Jun 06, 2022 02:10AM ET


By: AnalysisWatch


It's all but certain that the European Central Bank will announce on Thursday that years of bond purchases are over and that high inflation means interest rates will be raised soon.


Markets want more clarity on what comes next and whether policy tightening could be accelerated to get ahead of rising prices.


The ECB will almost certainly announce that it will end its bond purchases mid-year, paving the way for a July rate hike that will be the first since 2011.


Lagarde has said the -0.50% deposit rate should be at zero or "slightly above" by the end of September, implying an increase of at least 50 basis points (bps) from current levels.


Policymakers are also likely to reaffirm their commitment to reinvest the proceeds of maturing bonds into the market to support the weaker eurozone economies.
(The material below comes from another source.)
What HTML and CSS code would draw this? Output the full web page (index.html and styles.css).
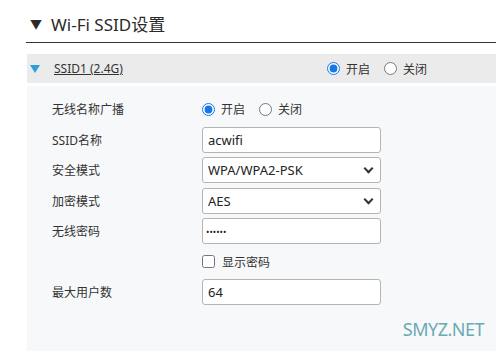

Economists and markets expect a 25 basis point rate hike in July, but speculation about a larger move has increased and been fueled further by euro area inflation, which hit record highs in May.


The central bank governors of the Netherlands, Austria, Latvia, and Slovakia consider a 50 basis point hike an option.


Statements by Lagarde ahead of the latest inflation figures pointed to a 25 basis point increase, but also left the door open for larger moves in the coming months.


With euro area inflation accelerating to 8.1% in May, four times the ECB's 2% target, Lagarde will be asked about the scope for a larger rate hike.


Well, Lagarde has hinted at further rate hikes toward or even above the neutral level, so a sense of where the ECB places the neutral level would give an indication of how far it sees rates rising.


The neutral rate is an unobservable rate that brings economic output in line with its potential and is neither stimulative nor restrictive.